**Data segment:**
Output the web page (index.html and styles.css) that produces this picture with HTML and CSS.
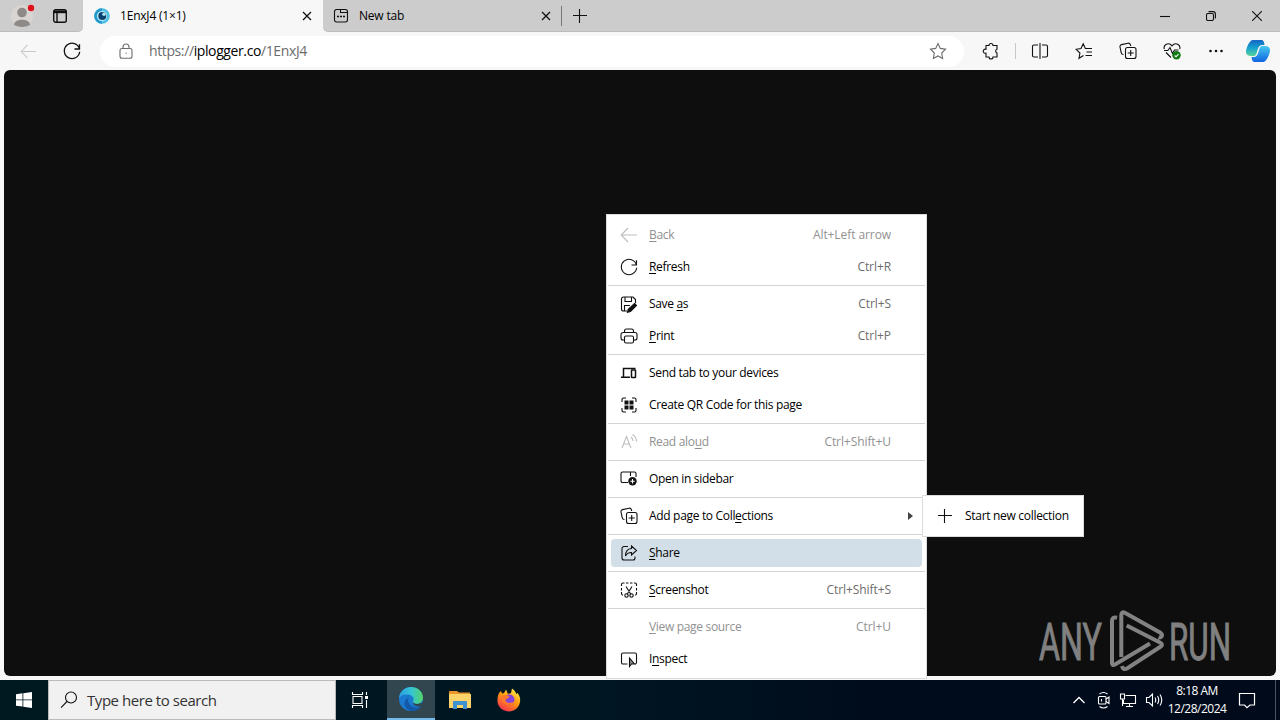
FILE: index.html
```html
<!DOCTYPE html>
<html lang="en">
<head>
    <meta charset="UTF-8">
    <meta name="viewport" content="width=device-width, initial-scale=1.0">
    <title>1EnxJ4 (1×1)</title>
    <link rel="stylesheet" href="styles.css">
</head>
<body>

    <!-- icons used more than once -->
    <svg class="defs">
        <symbol id="i-close" viewBox="0 0 10 10"><path d="M1 1l8 8M9 1l-8 8"/></symbol>
        <symbol id="i-back" viewBox="0 0 18 18"><path d="M17 9H1.5M8 2L1.2 9 8 16"/></symbol>
        <symbol id="i-refresh" viewBox="0 0 18 18"><path d="M16.5 7A7.7 7.7 0 1 0 16.7 9.8M16.5 2.2V7h-5"/></symbol>
        <symbol id="i-collect" viewBox="0 0 18 18"><path d="M4.5 12.5l-1-.2a2 2 0 0 1-1.3-1.6L1 5a2 2 0 0 1 1.5-2.4L9 1.2a2 2 0 0 1 2.3 1.3l.5 1.5"/><rect x="6.5" y="5.5" width="10.5" height="11" rx="2"/><path d="M11.7 8v6M8.7 11h6"/></symbol>
        <symbol id="i-plus" viewBox="0 0 14 14"><path d="M6.5 0v14M0 6.5h14"/></symbol>
    </svg>

    <div class="titlebar">
        <div class="titlebar-left">
            <svg class="avatar" width="24" height="24" viewBox="0 0 24 24"><circle cx="11" cy="12" r="11" fill="#d8d5d3"/><circle cx="11" cy="8.5" r="4.8" fill="#8d8a88"/><path d="M3 21c0-7 16-7 16 0q-8 4-16 0z" fill="#8d8a88"/><circle cx="20" cy="4" r="3.2" fill="#e0101b"/></svg>
            <svg class="ico tabs-ico" width="14" height="14" viewBox="0 0 14 14"><rect x=".7" y=".7" width="12.6" height="12.6" rx="2"/><path d="M1 2.3h12M4 4v9" /><path d="M1 3.5h12"/></svg>
        </div>
        <div class="tab tab-active">
            <svg width="16" height="16" viewBox="0 0 16 16"><circle cx="8" cy="8" r="6.5" fill="#b9e9f5" stroke="#4dbfe2" stroke-width="2.6"/><path d="M8 1.5A6.500 6.500 0 0 0 8 14.500" fill="none" stroke="#2398cc" stroke-width="2.600"/><circle cx="8.300" cy="8" r="4" fill="#0b4272"/><circle cx="10" cy="6.2" r="1.8" fill="#a9e3f3"/></svg>
            <span class="tab-title">1EnxJ4 (1×1)</span>
            <svg class="ico close" width="10" height="10"><use href="#i-close"/></svg>
        </div>
        <div class="titlebar-right">
            <div class="tab">
                <svg class="ico" width="16" height="16" viewBox="0 0 16 16"><rect x="1.5" y="1.5" width="13" height="12.5" rx="2.2"/><path d="M7.5 1.500v3h7"/><path d="M4 8.500h2M7 8.500h2M10 8.500h2" stroke-width="1.500"/></svg>
                <span class="tab-title">New tab</span>
                <svg class="ico close" width="10" height="10"><use href="#i-close"/></svg>
            </div>
            <div class="tab-sep"></div>
            <svg class="ico new-tab" width="14" height="14"><use href="#i-plus"/></svg>
            <div class="window-buttons">
                <svg class="ico" width="10" height="10" viewBox="0 0 10 10"><path d="M0 5.5h10"/></svg>
                <svg class="ico" width="10" height="10" viewBox="0 0 10 10"><rect x=".5" y="2.5" width="7" height="7" rx="1.5"/><path d="M2.5.6H7A2.4 2.4 0 0 1 9.4 3v4.5"/></svg>
                <svg class="ico" width="10" height="10" viewBox="0 0 10 10"><path d="M0 0l10 10M10 0L0 10"/></svg>
            </div>
        </div>
    </div>

    <div class="toolbar">
        <svg class="ico faded" width="17" height="17"><use href="#i-back"/></svg>
        <svg class="ico reload" width="18" height="18"><use href="#i-refresh"/></svg>
        <div class="address">
            <svg class="ico grey" width="14" height="16" viewBox="0 0 14 16"><rect x="1" y="5.5" width="12" height="9.7" rx="2"/><path d="M4 5.5V4a3 3 0 0 1 6 0v1.5M6.5 10.3h1.2"/></svg>
            <span class="url">https://<b>iplogger.co</b>/1EnxJ4</span>
            <svg class="ico grey" width="18" height="18" viewBox="0 0 18 18"><path d="M9 1.5l2.3 4.9 5.2.8-3.8 3.8.9 5.4L9 13.9l-4.6 2.5.9-5.4L1.5 7.2l5.2-.8z"/></svg>
        </div>
        <div class="tools">
            <svg class="ico" width="18" height="18" viewBox="0 0 18 18"><path d="M4 3.500H7a2 2 0 0 1 4 0h4v3.700a2 2 0 0 0 0 3.800v4h-4a2 2 0 0 1-4 0H4v-3.800a2.100 2.100 0 1 1 0-4z"/></svg>
            <i class="tool-sep"></i>
            <svg class="ico" width="18" height="18" viewBox="0 0 18 18"><path d="M7 3H3a1.500 1.500 0 0 0-1.500 1.500v9A1.500 1.500 0 0 0 3 15h4M11 3h4a1.500 1.500 0 0 1 1.500 1.500v9A1.500 1.500 0 0 1 15 15h-4M9 1v16"/></svg>
            <svg class="ico" width="18" height="18" viewBox="0 0 18 18"><path d="M8.500 13.500L4 16.300l.9-5.300-3.800-3.700L6 6.500l2.200-4.800L10.400 6.500H17M11.500 10H17M10.500 13.500H17"/></svg>
            <svg class="ico" width="18" height="18"><use href="#i-collect"/></svg>
            <svg class="ico" width="18" height="18" viewBox="0 0 18 18"><path d="M1.300 7C0 3 5.500-.5 9 3.800 12.500-.5 18 3 16.700 7M3 10.500l5 5M1 8.500h3.800L7 5.500l2.500 6 2-3.500h4"/><circle cx="13.500" cy="13.300" r="4.200" fill="#117a15" stroke="none"/><path d="M11.700 13.500l1.300 1.300 2.500-2.600" stroke="#fff"/></svg>
            <svg class="dots" width="18" height="18" viewBox="0 0 18 18"><circle cx="3.500" cy="9" r="1.300"/><circle cx="9" cy="9" r="1.300"/><circle cx="14.500" cy="9" r="1.300"/></svg>
        </div>
        <svg class="copilot" width="24" height="24" viewBox="0 0 24 24">
            <defs>
                <linearGradient id="cp1" x1="0" y1="0" x2="0" y2="1"><stop offset="0" stop-color="#1463c4"/><stop offset=".5" stop-color="#16a3cf"/><stop offset="1" stop-color="#57d59a"/></linearGradient>
                <linearGradient id="cp2" x1="0" y1="0" x2="0" y2="1"><stop offset="0" stop-color="#45c9f1"/><stop offset="1" stop-color="#1263df"/></linearGradient>
            </defs>
            <path d="M15.500 1H7C3.500 1 0 9 0 13c0 2.500 2 4 5 4h3.500Q10.500 16 11.500 11 13 6 16 6h2.500q-.5-5-3-5z" fill="url(#cp1)"/>
            <path d="M8.500 23H17c3.500 0 7-8 7-12 0-2.500-2-4-5-4h-3.500Q13.500 8 12.500 13 11 18 8 18H5.500q.5 5 3 5z" fill="url(#cp2)"/>
        </svg>
    </div>

    <div class="page"></div>

    <svg class="watermark" width="194" height="62" viewBox="0 0 194 62">
        <text transform="translate(1 50) scale(.61 1)" textLength="103" lengthAdjust="spacingAndGlyphs">ANY</text>
        <text transform="translate(131 50) scale(.58 1)" textLength="107" lengthAdjust="spacingAndGlyphs">RUN</text>
        <path d="M79 7.700Q74 6.500 74 11v42q0 3 3 1.500l35-21M83.300 47V5q0-4 4-2L122 22.500q3 2 1.500 4-1 1.500-3 .8M88.700 15.500L122 32.500q4 2 0 4.500L89 58.500q-4 2-5-2.500"/>
    </svg>

    <div class="menu">
        <div class="item off"><svg class="ico" width="18" height="18"><use href="#i-back"/></svg><span><u>B</u>ack</span><kbd>Alt+Left arrow</kbd></div>
        <div class="item"><svg class="ico" width="18" height="18"><use href="#i-refresh"/></svg><span><u>R</u>efresh</span><kbd>Ctrl+R</kbd></div>
        <hr>
        <div class="item"><svg class="ico" width="18" height="18" viewBox="0 0 18 18"><path d="M7 16H3.500a2 2 0 0 1-2-2V4a2 2 0 0 1 2-2H13l2.500 2.500V8M5 2v4.500h6.500V2M4.500 16v-5.500H10"/><path d="M14.500 8.500l2 2-6 6-3 .8.800-3z" fill="#111"/></svg><span>Save <u>a</u>s</span><kbd>Ctrl+S</kbd></div>
        <div class="item"><svg class="ico" width="18" height="18" viewBox="0 0 18 18"><path d="M4.500 13H3a2 2 0 0 1-2-2V7.500a2 2 0 0 1 2-2h12a2 2 0 0 1 2 2V11a2 2 0 0 1-2 2h-1.500M4.500 5.500V4a2 2 0 0 1 2-2h5a2 2 0 0 1 2 2v1.500"/><rect x="4.500" y="9" width="9" height="7" rx="1.500"/></svg><span><u>P</u>rint</span><kbd>Ctrl+P</kbd></div>
        <hr>
        <div class="item"><svg class="ico" width="18" height="18" viewBox="0 0 18 18"><path d="M15.500 4.500H3.500v8.500M1 13.300h9" stroke-width="1.500"/><rect x="11.500" y="6" width="4" height="7.500" rx=".5" stroke-width="1.500"/></svg><span>Send tab to your devices</span></div>
        <div class="item"><svg class="ico" width="18" height="18" viewBox="0 0 18 18"><path d="M2 6V3.500A1.500 1.500 0 0 1 3.500 2H6M12 2h2.500A1.500 1.500 0 0 1 16 3.500V6M16 12v2.500a1.500 1.500 0 0 1-1.500 1.500H12M6 16H3.500A1.500 1.500 0 0 1 2 14.500V12"/><path d="M4.500 4.500h4v4h-4zM9.500 4.500h4v4h-4zM4.500 9.500h4v4h-4zM9.500 9.500h4v4h-4z" fill="#111" stroke="none"/></svg><span>Create QR Code for this page</span></div>
        <hr>
        <div class="item off"><svg class="ico" width="18" height="18" viewBox="0 0 18 18"><path d="M2 15L6.500 3.500 11 15M3.500 11h6M11 4q2 1.500 2 4M12.500 1.500q4 2.500 4 7"/></svg><span>Read alo<u>u</u>d</span><kbd>Ctrl+Shift+U</kbd></div>
        <hr>
        <div class="item"><svg class="ico" width="18" height="18" viewBox="0 0 18 18"><path d="M8 12.500H2.500A1.500 1.500 0 0 1 1 11V3.500A1.500 1.500 0 0 1 2.500 2h12A1.500 1.500 0 0 1 16 3.500V7M10.500 2v4"/><circle cx="12.500" cy="11.200" r="4.200" fill="#111" stroke="none"/><path d="M12.500 9v4.400M10.300 11.200h4.400" stroke="#fff"/></svg><span>Open in sidebar</span></div>
        <hr>
        <div class="item"><svg class="ico" width="18" height="18"><use href="#i-collect"/></svg><span>Add page to Coll<u>e</u>ctions</span><i class="arrow"></i></div>
        <hr>
        <div class="item hover"><svg class="ico" width="18" height="18" viewBox="0 0 18 18"><path d="M8 2.500H4a2 2 0 0 0-2 2V14a2 2 0 0 0 2 2h9a2 2 0 0 0 2-2v-1.500"/><path d="M11.500 2l5 4.500-5 4.500V8.500Q7.500 8.300 5.500 12 5.500 5 11.500 4.500z"/></svg><span><u>S</u>hare</span></div>
        <hr>
        <div class="item"><svg class="ico" width="18" height="18" viewBox="0 0 18 18"><path d="M1.500 5V3.500A1.500 1.500 0 0 1 3 2h1.500M6 2h2.500M10 2h2.500M14 2h1a1.500 1.500 0 0 1 1.500 1.500V5M16.500 7v2.500M16.500 11v1.500A1.500 1.500 0 0 1 15 14M1.500 7v2.500M1.500 11v1.500A1.500 1.500 0 0 0 3 14M6 5.500l5 8M12 5.500l-5 8"/><circle cx="6.500" cy="14.500" r="1.700"/><circle cx="11.500" cy="14.500" r="1.700"/></svg><span><u>S</u>creenshot</span><kbd>Ctrl+Shift+S</kbd></div>
        <hr>
        <div class="item off"><svg width="18" height="18"></svg><span><u>V</u>iew page source</span><kbd>Ctrl+U</kbd></div>
        <div class="item"><svg class="ico" width="18" height="18" viewBox="0 0 18 18"><path d="M7.500 14H3a1.500 1.500 0 0 1-1.500-1.500v-8A1.500 1.500 0 0 1 3 3h12a1.500 1.500 0 0 1 1.500 1.500v8A1.500 1.500 0 0 1 15 14"/><path d="M9.500 8v8.500l2-2.500h3z" fill="#888"/></svg><span>I<u>n</u>spect</span></div>
    </div>

    <div class="submenu">
        <svg class="ico" width="14" height="14"><use href="#i-plus"/></svg>
        <span>Start new collection</span>
    </div>

    <div class="taskbar">
        <div class="start">
            <svg width="16" height="16" viewBox="0 0 16 16" fill="#fff"><path d="M0 2.200l6.500-.9v6.200H0zM7.300 1.200L16 0v7.500H7.300zM0 8.300h6.500v6.300L0 13.700zM7.300 8.300H16V16l-8.700-1.200z"/></svg>
        </div>
        <div class="search">
            <svg class="ico" width="18" height="18" viewBox="0 0 18 18"><circle cx="11" cy="6.500" r="5.500"/><path d="M7 10.500L1 16.700"/></svg>
            <span>Type here to search</span>
        </div>
        <div class="app">
            <svg class="ico light" width="18" height="18" viewBox="0 0 18 18"><path d="M2 5.500h9v7H2zM1.500 1v2.500h10V1M1.500 17v-2.500h10V17M15.500 1v3M15.500 9v8"/><path d="M14 5h3v3h-3z" fill="#fff" stroke="none"/></svg>
        </div>
        <div class="app app-active">
            <svg width="24" height="24" viewBox="0 0 24 24">
                <defs>
                    <linearGradient id="ed1" x1="0" x2="1"><stop offset="0" stop-color="#2a9fe0"/><stop offset=".5" stop-color="#35c4d6"/><stop offset="1" stop-color="#55d46a"/></linearGradient>
                </defs>
                <circle cx="12" cy="12" r="12" fill="#1b7ad0"/>
                <path d="M0 11C1 4 6 0 12 0c7 0 12 5 12 10.500 0 4-3 6.500-6.500 6.500-3 0-4.500-1.300-3.500-2.800C16 11 13 8 9 7.500 5 7 2 8 0 11z" fill="url(#ed1)"/>
                <path d="M9.500 11c-2 5 3 9.500 8 9.500 2 0 4-.7 5-1.600-2 3-6 5.100-10 5.100-4-.5-7-4-7-8 0-2.500 1.500-4.500 4-5z" fill="#1458a8"/>
                <path d="M14 14.800c1.500 2.700 5.500 3 9 .8l1 .4-1.800 3c-3.500 1.500-8.500 0-8.200-4.200z" fill="#32464f"/>
            </svg>
        </div>
        <div class="app">
            <svg width="22" height="20" viewBox="0 0 22 20"><path d="M0 2q0-1 1-1h7l2 1.500h11v15H0z" fill="#e9952b"/><path d="M0 4h22v14H0z" fill="#fbd36b"/><path d="M4 19v-7q0-1 1-1h12q1 0 1 1v7h-4v-4H8v4z" fill="#3f92d2"/></svg>
        </div>
        <div class="app">
            <svg width="24" height="24" viewBox="0 0 24 24">
                <defs><linearGradient id="ff1" x1=".8" y1="0" x2=".2" y2="1"><stop offset="0" stop-color="#fff04a"/><stop offset=".45" stop-color="#ff980e"/><stop offset="1" stop-color="#f52a57"/></linearGradient></defs>
                <path d="M2 5l2-2 1 2.500L7 5l2-3.500L11 6l3-1 1-4.500c3 2 4 4 4 5.500l1.500-1C23 8 23.500 11 23 14c-1 6-6 9.500-11 9.500S1 20 .5 13.500C.3 10 1 7 2 5z" fill="url(#ff1)"/>
                <circle cx="12.500" cy="11.500" r="5" fill="#8544dc"/>
                <path d="M4 9c3-2.500 6-2 8.500-.5C11 11 9 10.500 8.500 12c0 3 5 4 8 1.500-1 5-11 5-12.500-4.500z" fill="#ff7a2a"/>
            </svg>
        </div>
        <div class="tray">
            <svg class="ico light" width="14" height="14" viewBox="0 0 14 14"><path d="M1.500 10L7 4.500l5.500 5.500" stroke-width="1.300"/></svg>
            <svg class="ico light" width="14" height="18" viewBox="0 0 14 18"><rect x="1.500" y="5.500" width="7.500" height="7.500" rx="1"/><path d="M9 8l3-2v6.500l-3-2M2.500 3q4-3 8 0M2.500 15.500q4 3 8 0M4.500 8v2.500"/></svg>
            <svg class="ico light" width="18" height="16" viewBox="0 0 18 16"><path d="M6.500 3.500h10v8h-12V8M10.500 11.500V14M7 14.500h7M1.500 2h4v5h-4zM3.500 7v7"/></svg>
            <svg class="ico light" width="18" height="16" viewBox="0 0 18 16"><path d="M1.500 5.500H4l3.500-3.500v12L4 10.500H1.500zM10 5.500q1.500 2.500 0 5M12.500 4q2.500 4 0 8M15 2.500q3.500 5.500 0 11"/></svg>
            <div class="clock"><span>8:18 AM</span><span>12/28/2024</span></div>
            <svg class="ico light" width="18" height="18" viewBox="0 0 18 18"><path d="M1.500 2.500h15v11.500H12L9 16.700 6.500 14h-5z" stroke-width="1.200"/></svg>
            <i class="desktop-edge"></i>
        </div>
    </div>

</body>
</html>
```
FILE: styles.css
```css
* {
    box-sizing: border-box;
}
body {
    margin: 0;
    width: 1280px;
    height: 720px;
    overflow: hidden;
    display: flex;
    flex-direction: column;
    position: relative;
    background: #f7f7f7;
    font-family: "Open Sans", sans-serif;
    font-size: 12px;
    color: #000;
}
svg {
    display: block;
    flex: none;
}
.defs {
    position: absolute;
    width: 0;
    height: 0;
}
.ico {
    fill: none;
    stroke: #111;
    stroke-width: 1.1;
}
.grey {
    stroke: #6c6c6c;
}
.faded {
    stroke: #c9c9c9;
}
.light {
    stroke: #fff;
}

/* title bar */
.titlebar {
    display: flex;
    height: 32px;
    flex: none;
}
.titlebar-left {
    width: 83px;
    display: flex;
    align-items: center;
    padding-left: 11px;
    background: #cdcdcd;
    border-bottom: 1px solid #bdbdbd;
    border-radius: 0 0 5px 0;
}
.tabs-ico {
    margin-left: 18px;
    stroke-width: 1.4;
}
.tab {
    width: 240px;
    display: flex;
    align-items: center;
    padding: 0 11px;
}
.tab-title {
    flex: 1;
    margin-left: 10px;
    padding-bottom: 1px;
    letter-spacing: -0.2px;
}
.titlebar-right .tab {
    width: 238px;
    padding: 0 10px;
}
.titlebar-right .tab-title {
    padding-bottom: 0;
}
.close {
    stroke-width: 1.3;
}
.titlebar-right {
    flex: 1;
    display: flex;
    align-items: center;
    background: #cccccc;
    border-bottom: 1px solid #bdbdbd;
    border-radius: 0 0 0 5px;
}
.tab-sep {
    width: 1px;
    height: 20px;
    background: #777;
}
.new-tab {
    margin-left: 11px;
}
.window-buttons {
    display: flex;
    gap: 36px;
    margin-left: auto;
    padding-right: 18px;
}

/* toolbar */
.toolbar {
    display: flex;
    align-items: center;
    flex: none;
    height: 38px;
    padding-left: 20px;
}
.reload {
    margin-left: 26px;
    stroke-width: 1.3;
}
.address {
    display: flex;
    align-items: center;
    width: 864px;
    height: 31px;
    margin-left: 19px;
    padding: 0 17px 0 19px;
    background: #fff;
    border-radius: 16px;
}
.url {
    flex: 1;
    margin-left: 16px;
    padding-bottom: 1px;
    font-size: 14px;
    letter-spacing: -0.39px;
    color: #6b6b6b;
}
.url b {
    font-weight: normal;
    color: #000;
}
.tools {
    display: flex;
    align-items: center;
    justify-content: space-between;
    width: 243px;
    margin-left: 18px;
}
.tool-sep {
    width: 1px;
    height: 16px;
    margin: 0 -11px;
    background: #c8c8c8;
}
.dots {
    fill: #111;
}
.copilot {
    margin-left: 21px;
}

.page {
    flex: none;
    height: 606px;
    margin: 0 4px 4px;
    background: #0e0e0e;
    border-radius: 6px;
}
.watermark {
    position: absolute;
    left: 1038px;
    top: 610px;
    fill: none;
    stroke: #828282;
    stroke-width: 4;
}
.watermark text {
    font-family: Roboto, sans-serif;
    font-size: 51px;
    fill: #808080;
    stroke: #808080;
    stroke-width: 1;
}

/* context menu */
.menu {
    position: absolute;
    left: 606px;
    top: 214px;
    width: 321px;
    height: 465px;
    padding: 4px 0;
    background: #fff;
    border: 1px solid #dcdcdc;
}
.menu hr {
    height: 1px;
    margin: 2px 1px;
    border: 0;
    background: #d3d3d3;
}
.item {
    display: flex;
    align-items: center;
    height: 32px;
    padding: 0 35px 0 13px;
}
.item span {
    flex: 1;
    margin-left: 11px;
    padding-bottom: 1px;
    letter-spacing: -0.32px;
}
.item u {
    text-underline-offset: 2px;
}
.item kbd {
    font-family: inherit;
    padding-bottom: 1px;
    letter-spacing: -0.08px;
    color: #6c6c6c;
}
.off,
.off kbd {
    color: #919191;
}
.off .ico {
    stroke: #bdbdbd;
}
.hover {
    height: 28px;
    margin: 4px;
    padding-left: 9px;
    background: #d3dfe8;
    border-radius: 4px;
}
.arrow {
    margin-right: -22px;
    border-left: 5px solid #444;
    border-top: 4px solid transparent;
    border-bottom: 4px solid transparent;
}
.submenu {
    position: absolute;
    left: 922px;
    top: 495px;
    width: 162px;
    height: 42px;
    display: flex;
    align-items: center;
    padding-left: 15px;
    background: #fff;
    border: 1px solid #dcdcdc;
    letter-spacing: -0.3px;
}
.submenu span {
    margin-left: 13px;
    padding-bottom: 1px;
}

/* windows taskbar */
.taskbar {
    display: flex;
    flex: none;
    height: 40px;
    background: linear-gradient(90deg, #001820 0, #001722 45%, #000b1c 70%, #000a1a 100%);
}
.start {
    width: 48px;
    display: flex;
    align-items: center;
    justify-content: center;
}
.search {
    width: 288px;
    display: flex;
    align-items: center;
    padding-left: 11px;
    background: #f1f1f1;
    border: 1px solid #b9b9b9;
    font-size: 15px;
    letter-spacing: -0.45px;
    color: #333;
}
.search span {
    margin-left: 9px;
}
.app {
    width: 48px;
    display: flex;
    align-items: center;
    justify-content: center;
    margin-right: 1px;
}
.app-active {
    margin-left: 2px;
    background: #32464f;
    border-bottom: 2px solid #76b9ed;
}
.tray {
    display: flex;
    align-items: center;
    margin-left: auto;
}
.tray .ico {
    margin-right: 8px;
}
.tray .ico:first-child {
    margin-right: 11px;
}
.clock {
    display: flex;
    flex-direction: column;
    align-items: center;
    width: 54px;
    line-height: 18px;
    color: #fff;
    letter-spacing: -0.5px;
    margin: 0 14px 0 -1px;
    white-space: nowrap;
}
.desktop-edge {
    width: 1px;
    height: 40px;
    margin: 0 4px 0 11px;
    background: #4a535e;
}
```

**The exercise:** Extract all lines from the material above that include the word "index".

**Output of the exercise:**
Output the web page (index.html and styles.css) that produces this picture with HTML and CSS.
FILE: index.html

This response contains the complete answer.